Doug Manchester, an owner of the Manchester Grand, contributed $125,000 in support of Proposition 8, the November ballot initiative to ban same-sex marriage. Because of that contribution, there has been a call, including from some local bar associations, for the State Bar to cancel its annual meeting contract and for members to boycott the hotel or the convention. San Diego’s local hotel workers union has joined the call to boycott the hotel, which is non-union.

The State Bar understands and respects the decision of any individual to attend or to not attend the annual convention or events at the Manchester Grand, and understands the seriousness of the issue that has been raised.

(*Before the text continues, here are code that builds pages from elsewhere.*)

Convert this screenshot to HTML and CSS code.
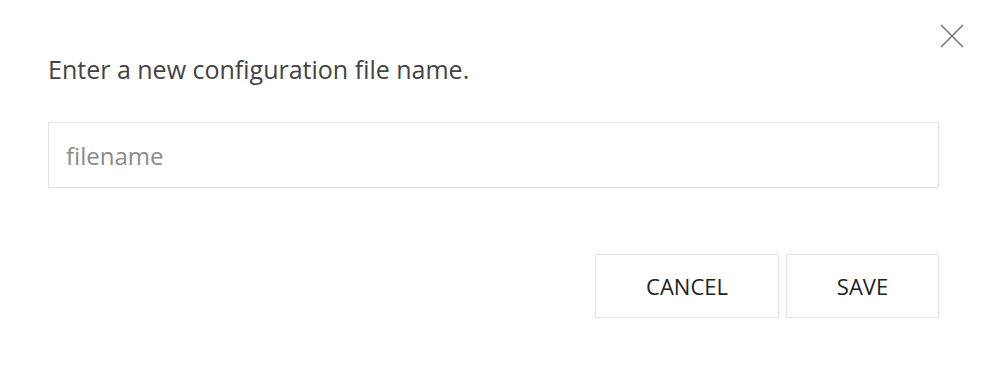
FILE: index.html
```html
<!DOCTYPE html>
<html lang="en">
<head>
    <meta charset="UTF-8">
    <title>New configuration</title>
    <link rel="stylesheet" href="styles.css">
</head>
<body>
    <div class="dialog">
        <button class="close-button" aria-label="Close">
            <svg width="24" height="24" viewBox="0 0 24 24">
                <path d="M1 1 L23 23 M23 1 L1 23" stroke="#6f6f6f" stroke-width="1.4" fill="none"/>
            </svg>
        </button>
        <p class="dialog-text">Enter a new configuration file name.</p>
        <input class="name-input" type="text" placeholder="filename">
        <div class="dialog-actions">
            <button class="action-button cancel-button">CANCEL</button>
            <button class="action-button save-button">SAVE</button>
        </div>
    </div>
</body>
</html>
```

FILE: styles.css
```css
/* General page */
body {
    margin: 0;
    padding: 0;
    background: #ffffff;
    font-family: "Open Sans", "Noto Sans", Arial, sans-serif;
}

/* Dialog box */
.dialog {
    position: relative;
    padding: 48px 49px 0 48px;
}

.close-button {
    position: absolute;
    top: 24px;
    right: 24px;
    padding: 0;
    border: none;
    background: none;
    cursor: pointer;
    line-height: 0;
}

.dialog-text {
    margin: 0;
    font-size: 25px;
    line-height: 42px;
    color: #444444;
}

/* Text field */
.name-input {
    display: block;
    box-sizing: border-box;
    width: 100%;
    height: 66px;
    margin-top: 32px;
    padding: 0 17px;
    border: 1px solid #e3e3e3;
    font-family: inherit;
    font-size: 24px;
    color: #333333;
    outline: none;
}

.name-input::placeholder {
    color: #8a8a8a;
}

/* Buttons */
.dialog-actions {
    display: flex;
    justify-content: flex-end;
    gap: 7px;
    margin-top: 66px;
}

.action-button {
    height: 64px;
    border: 1px solid #e3e3e3;
    background: #ffffff;
    font-family: inherit;
    font-size: 22px;
    color: #222222;
    cursor: pointer;
}

.cancel-button {
    width: 184px;
}

.save-button {
    width: 153px;
}
```
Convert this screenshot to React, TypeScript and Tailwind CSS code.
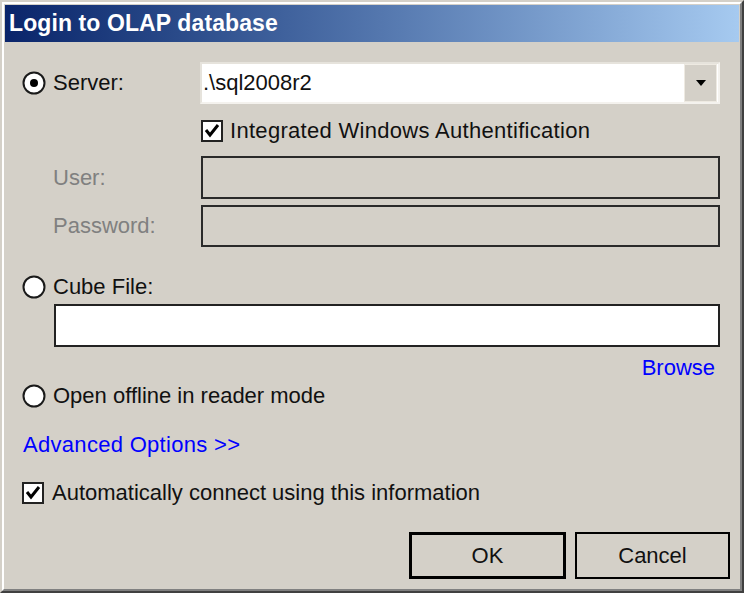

For those who may wish to come to the convention but not patronize the hotel, we want to make clear that no part of any registration fee goes to the hotel or any entity except the State Bar.

Proposition 8 and the issue of same-sex marriage have divided the electorate of California as well as members of the bar. The State Bar Board of Governors appreciates and respects each individual’s beliefs and the right to express those beliefs.

However, we are legally prevented from canceling the contract or supporting a boycott. Each board member is a fiduciary of the bar, which is prohibited by two court rulings, including one from the U.S. Supreme Court, from taking political positions or related actions.

In addition, our contract with the hotel has a liquidated damages clause that would cost the bar — from your dues — more than $425,000. To cancel the contract with the Manchester Grand Hyatt would expose the bar to a court challenge and extremely high potential damages, which also would come out of your dues.

The board of governors is aware of the strong feelings this issue has aroused. Some seeking cancellation and a boycott believe the issue is of such importance that the legalities of the board’s actions and its fiduciary responsibilities are irrelevant to the call for action. As the governing body of the lawyers of this state, however, the board has no choice but to meet its fiduciary duties and the terms of its contractual obligations.